Creativity is taking a rich tradition and changing an assumption to create something new, or taking two traditions and combining them in a way that has never been done before. Creativity is borne out of knowledge, not ignorance. Think of any great creative leap in any field. It will have been taken by a person with deep understanding of the traditions of their day – but who was able to challenge them in a meaningful way because of their knowledge.
So it is because I want our children growing up able to challenge the status quo that I want to learn from Chinese teaching. It is because I want them to improve the world that I believe they need to learn as much as possible about it. And it is because I cannot bear the thought of letting down thousands of children by brazenly rejecting the chance to teach them more that we need to challenge the ideological demeaning of knowledge.

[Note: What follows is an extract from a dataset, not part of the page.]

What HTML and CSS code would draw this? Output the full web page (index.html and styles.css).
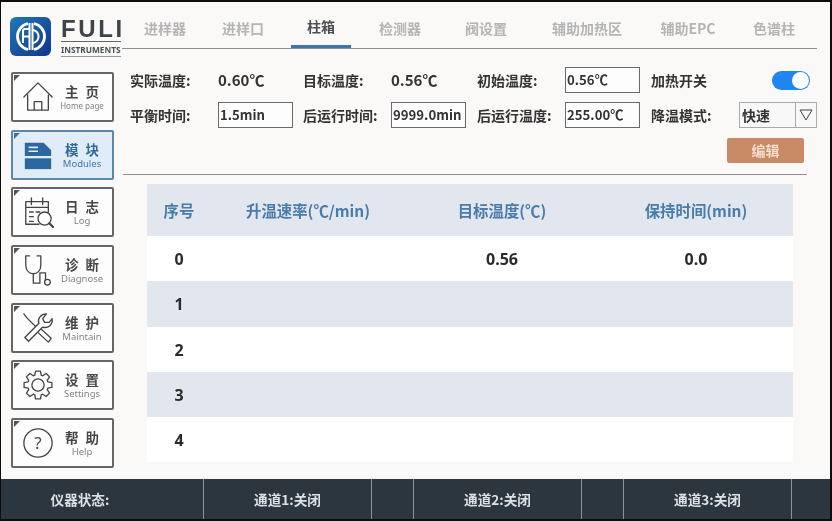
FILE: index.html
```html
<!DOCTYPE html>
<html lang="zh">
<head>
<meta charset="utf-8">
<title>FULI Instruments</title>
<link rel="stylesheet" href="styles.css">
</head>
<body>
<div class="frame">
  <header class="header">
    <div class="brand">
      <svg class="logo" viewBox="0 0 41 39">
        <defs><linearGradient id="lg" x1="0" y1="0" x2="1" y2="1"><stop offset="0" stop-color="#1f78b8"/><stop offset="1" stop-color="#12348a"/></linearGradient></defs>
        <rect width="41" height="39" rx="6" fill="url(#lg)"/>
        <path d="M18 6.500A13.300 13.300 0 0 0 18 32.500M24 6.500A13.300 13.300 0 0 1 24 32.500" fill="none" stroke="#fff" stroke-width="2.800"/>
        <path d="M19.500 12h-4.500a2 2 0 0 0-2 2v12M13 19.500h6M19.500 6v27M22.500 6v27" fill="none" stroke="#fff" stroke-width="2"/>
        <path d="M23 13c4 1 5.500 3.500 5.500 6.500S27 25 23 26" fill="none" stroke="#fff" stroke-width="2"/>
      </svg>
      <div class="wordmark">
        <span class="fuli">FULI</span>
        <span class="instruments">INSTRUMENTS</span>
      </div>
    </div>
    <nav class="tabs">
      <a class="tab">进样器</a>
      <a class="tab">进样口</a>
      <a class="tab active">柱箱</a>
      <a class="tab">检测器</a>
      <a class="tab">阀设置</a>
      <a class="tab">辅助加热区</a>
      <a class="tab">辅助EPC</a>
      <a class="tab">色谱柱</a>
    </nav>
  </header>

  <div class="main">
    <aside class="sidebar">
      <button class="nav-btn">
        <span class="nav-icon"><svg viewBox="0 0 34 34"><path d="M2 17 17 2l15 15M6 15v16h22V15M13 31v-9h8v9" class="ln"/></svg></span>
        <span class="nav-text"><b>主页</b><small class="tight">Home page</small></span>
      </button>
      <button class="nav-btn current">
        <span class="nav-icon"><svg viewBox="0 0 34 34"><path d="M3 4h20l8 8v6H3z" fill="#2e66a0"/><path d="M3 20.500h28V32H3z" fill="#2e66a0"/><path d="M7 9h10M7 13h10" stroke="#e0edf8" stroke-width="1.800"/></svg></span>
        <span class="nav-text"><b>模块</b><small>Modules</small></span>
      </button>
      <button class="nav-btn">
        <span class="nav-icon"><svg viewBox="0 0 34 34"><path d="M18 30H4V6h24v11M4 12h24M10 2v7M22 2v7M8 17h4M15 17h4M8 22h4M8 27h4" class="ln"/><circle cx="24" cy="24" r="7" class="ln"/><path d="m29 29 4 4" class="ln thick"/></svg></span>
        <span class="nav-text"><b>日志</b><small>Log</small></span>
      </button>
      <button class="nav-btn">
        <span class="nav-icon"><svg viewBox="0 0 34 34"><path d="M8 2H4v10c0 6 4 9 8 9s8-3 8-9V2h-4M12 21v10h7V20h6v8" class="ln"/><circle cx="27" cy="30" r="3" class="ln"/></svg></span>
        <span class="nav-text"><b>诊断</b><small>Diagnose</small></span>
      </button>
      <button class="nav-btn">
        <span class="nav-icon"><svg viewBox="0 0 34 34"><path d="M2 2l3 4 11 11" class="ln"/><path d="M17 15 31 28l-3 4-14-13z" class="ln white"/><path d="M3 27 18 12C16 7 20 2 26 2l-4 5 2 4h5l3-4c1 6-4 11-10 9L7 31z" class="ln white"/></svg></span>
        <span class="nav-text"><b>维护</b><small>Maintain</small></span>
      </button>
      <button class="nav-btn">
        <span class="nav-icon"><svg viewBox="0 0 34 34"><path d="M27.460 13.600 31.770 14.400V19.600L27.460 20.400 26.800 22 29.290 25.600 25.600 29.290 22 26.800 20.400 27.460 19.600 31.770H14.400L13.600 27.460 12 26.800 8.400 29.290 4.710 25.600 7.200 22 6.540 20.400 2.230 19.600V14.400L6.540 13.600 7.200 12 4.710 8.400 8.400 4.710 12 7.200 13.600 6.540 14.400 2.230H19.600L20.400 6.540 22 7.200 25.600 4.710 29.290 8.400 26.800 12z" class="ln"/><circle cx="17" cy="17" r="6.500" class="ln"/></svg></span>
        <span class="nav-text"><b>设置</b><small>Settings</small></span>
      </button>
      <button class="nav-btn">
        <span class="nav-icon"><svg viewBox="0 0 34 34"><circle cx="17" cy="17" r="15" class="ln"/><text x="17" y="23" class="help-mark">?</text></svg></span>
        <span class="nav-text"><b>帮助</b><small>Help</small></span>
      </button>
    </aside>

    <section class="content">
      <div class="params">
        <span class="lbl">实际温度:</span><span class="val">0.60℃</span>
        <span class="lbl">目标温度:</span><span class="val">0.56℃</span>
        <span class="lbl">初始温度:</span><span class="input">0.56℃</span>
        <span class="lbl">加热开关</span><span class="switch"><i></i></span>
        <span class="lbl">平衡时间:</span><span class="input">1.5min</span>
        <span class="lbl">后运行时间:</span><span class="input">9999.0min</span>
        <span class="lbl">后运行温度:</span><span class="input">255.00℃</span>
        <span class="lbl">降温模式:</span>
        <span class="select"><span>快速</span><span class="caret"><svg viewBox="0 0 14 12" width="14" height="12"><path d="M1 1h12L7 11z" fill="none" stroke="#444" stroke-width="1"/></svg></span></span>
      </div>
      <div class="actions"><button class="edit">编辑</button></div>
      <table class="grid">
        <thead><tr><th>序号</th><th>升温速率(℃/min)</th><th>目标温度(℃)</th><th>保持时间(min)</th></tr></thead>
        <tbody>
          <tr><td>0</td><td></td><td>0.56</td><td>0.0</td></tr>
          <tr><td>1</td><td></td><td></td><td></td></tr>
          <tr><td>2</td><td></td><td></td><td></td></tr>
          <tr><td>3</td><td></td><td></td><td></td></tr>
          <tr><td>4</td><td></td><td></td><td></td></tr>
        </tbody>
      </table>
    </section>
  </div>

  <footer class="status">
    <span class="cell first">仪器状态:</span>
    <span class="cell">通道1:关闭</span>
    <span class="cell"></span>
    <span class="cell">通道2:关闭</span>
    <span class="cell"></span>
    <span class="cell">通道3:关闭</span>
    <span class="cell"></span>
  </footer>
</div>
</body>
</html>
```
FILE: styles.css
```css
* { box-sizing: border-box; }
html, body { margin: 0; padding: 0; background: #fff; }
body { font-family: "Noto Sans CJK SC", "Noto Sans", sans-serif; }

.frame {
  width: 832px;
  height: 521px;
  border: solid #0d0d0d;
  border-width: 2px 2px 2px 1px;
  background: #fbf9f7;
  display: flex;
  flex-direction: column;
  overflow: hidden;
  filter: blur(0.4px);
}

/* header */
.header { display: flex; height: 47px; flex: none; overflow: visible; }
.brand { width: 121px; height: 54px; display: flex; padding: 15px 0 0 9px; flex: none; }
.logo { width: 41px; height: 39px; flex: none; }
.wordmark { margin-left: 10px; display: flex; flex-direction: column; width: 60px; flex: none; }
.fuli {
  font: 700 24px/24px "Liberation Sans", sans-serif;
  letter-spacing: 2.600px;
  color: #3f444a;
  height: 25px;
  border-bottom: 1px solid #666;
  white-space: nowrap;
}
.instruments {
  font: 700 8.300px/12px "Noto Sans", sans-serif;
  color: #4a4f55;
  white-space: nowrap;
  padding-top: 2px;
  height: 15px;
  border-bottom: 1px solid #999;
}
.tabs {
  width: 695px;
  height: 47px;
  padding-left: 4px;
  border-bottom: 1px solid #8f8f8f;
  display: grid;
  grid-template-columns: 78px 78px 78px 80px 92px 110px 92px 80px;
}
.tab {
  justify-self: center;
  height: 46px;
  padding: 16px 0 0;
  font-size: 14px;
  line-height: 20px;
  font-weight: 700;
  color: #b4b4b4;
  white-space: nowrap;
}
.tab.active {
  color: #4a4f55;
  padding: 14px 16px 0;
  border-bottom: 3px solid #3f74a8;
}

/* main */
.main { flex: 1; display: flex; min-height: 0; }
.sidebar {
  width: 122px;
  flex: none;
  padding: 23px 0 0 10px;
  display: flex;
  flex-direction: column;
  gap: 7.700px;
}
.nav-btn {
  position: relative;
  width: 103px;
  height: 50px;
  padding: 0;
  border: 2px solid #666;
  border-radius: 2px;
  background: #fdfdfd;
  display: flex;
  align-items: center;
  font-family: inherit;
}
.nav-btn::before {
  content: "";
  position: absolute;
  left: 1px;
  top: 1px;
  border-style: solid;
  border-width: 6px 6px 0 0;
  border-color: #555 transparent transparent transparent;
}
.nav-icon { width: 50px; display: flex; justify-content: center; flex: none; }
.nav-icon svg { width: 32px; height: 32px; display: block; }
.nav-text { width: 38px; display: flex; flex-direction: column; align-items: center; flex: none; }
.nav-text b {
  font-size: 13.500px;
  line-height: 18px;
  font-weight: 700;
  letter-spacing: 7px;
  margin-right: -7px;
  color: #474747;
  white-space: nowrap;
}
.nav-text small {
  font: 400 9.500px/12px "Noto Sans", sans-serif;
  color: #7f8488;
  white-space: nowrap;
}
.nav-text small.tight { font-size: 8px; }
.nav-btn.current { background: #e0edf8; border-color: #5f86a5; }
.nav-btn.current::before { border-top-color: #3f6f9e; }
.nav-btn.current b { color: #2f6a9c; }
.nav-btn.current small { color: #3f76a6; }

.ln { fill: none; stroke: #444; stroke-width: 1.400; stroke-linejoin: round; stroke-linecap: round; }
.ln.thick { stroke-width: 2.400; }
.ln.white { fill: #fdfdfd; }
.help-mark { font: 400 18px "Noto Sans", sans-serif; fill: #444; text-anchor: middle; }

/* content */
.content { flex: 1; min-width: 0; }
.params {
  margin-left: 7px;
  padding-top: 18px;
  display: grid;
  grid-template-columns: 88px 85px 88px 86px 88px 86px 88px 78px;
  grid-auto-rows: 26px;
  row-gap: 9px;
  align-items: center;
}
.lbl, .val, .input, .select {
  font-size: 14px;
  line-height: 18px;
  font-weight: 700;
  color: #333;
  white-space: nowrap;
}
.val { font-size: 15px; }
.input {
  width: 75px;
  height: 26px;
  font-size: 13.200px;
  border: 1.500px solid #6a6a6a;
  background: #fdfdfd;
  padding: 3px 0 0 1px;
}
.switch {
  width: 38px;
  height: 19px;
  margin-left: 33px;
  border-radius: 10px;
  background: #1e86ee;
  position: relative;
}
.switch i {
  position: absolute;
  right: 1px;
  top: 1px;
  width: 17px;
  height: 17px;
  border-radius: 50%;
  background: #fff;
}
.select {
  width: 78px;
  height: 26px;
  border: 1px solid #aaa;
  background: #f8f8f8;
  display: flex;
  align-items: center;
  padding-left: 2px;
}
.select span:first-child { flex: 1; }
.caret {
  width: 21px;
  height: 24px;
  border-left: 1px solid #aaa;
  display: flex;
  align-items: center;
  justify-content: center;
}
.actions {
  margin-top: 10px;
  height: 37px;
  padding-left: 604px;
  border-bottom: 1px solid #8f8f8f;
  width: 684px;
}
.edit {
  width: 77px;
  height: 25px;
  display: block;
  border: 0;
  border-radius: 2px;
  background: #c98a66;
  color: #f3ddcf;
  font: 700 14px/25px "Noto Sans CJK SC", sans-serif;
  padding: 0;
}
.grid {
  margin: 9px 0 0 24px;
  width: 646px;
  table-layout: fixed;
  border-collapse: collapse;
}
.grid th:first-child, .grid td:first-child { width: 64px; }
.grid th {
  height: 52px;
  background: #e2e6ef;
  color: #4a7cab;
  font-size: 15.400px;
  font-weight: 700;
  padding: 0;
}
.grid td {
  height: 45.300px;
  padding: 1px 0 0;
  text-align: center;
  background: #fff;
  color: #2b2b2b;
  font: 700 16px "Noto Sans", sans-serif;
}
.grid tbody tr:nth-child(even) td { background: #e2e6ef; }

/* status bar */
.status {
  flex: none;
  height: 40px;
  background: #2b363e;
  display: grid;
  grid-template-columns: 203px 168px 42px 168px 42px 168px 1fr;
}
.cell {
  color: #dde1e3;
  font-size: 13.600px;
  font-weight: 700;
  line-height: 40px;
  text-align: center;
  border-right: 1px solid #8c9499;
  white-space: nowrap;
}
.cell.first { padding-right: 44px; }
.cell:last-child { border-right: 0; }
```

The Headteacher of Bohunt, the school featured in the programme, complained to the BBC that “Chinese teaching methods were on a collision course with teenage British culture and values”. He then goes on to dismiss the effectiveness of Chinese teaching, arguing that it is “abundantly clear” that Chinese values are “the real reasons” for their educational success. So should we not entertain the prospect that its teenage British values that need changing, rather than Chinese teaching?
After all, these were the values that said it’s okay to ignore your teachers if you don’t like them, and to make a cup of tea in class if you’re not enjoying it. They were the values that excused pupils discarding gifts from their teachers on the classroom floor, much to the upset of their generous visitors. If I had to choose between these values and the Chinese values of hard work and respect for adults, it wouldn’t take me long to decide.
We do need to value originality of thought and academic dissent, of course we do. But we need to recognise that these do not stand alone. To value originality we first need to value knowledge; to value dissent we first need to value respect for authority. Dismissing these virtues as fit only for robots is to deprive our children of the education that would equip them for even greater things in the future.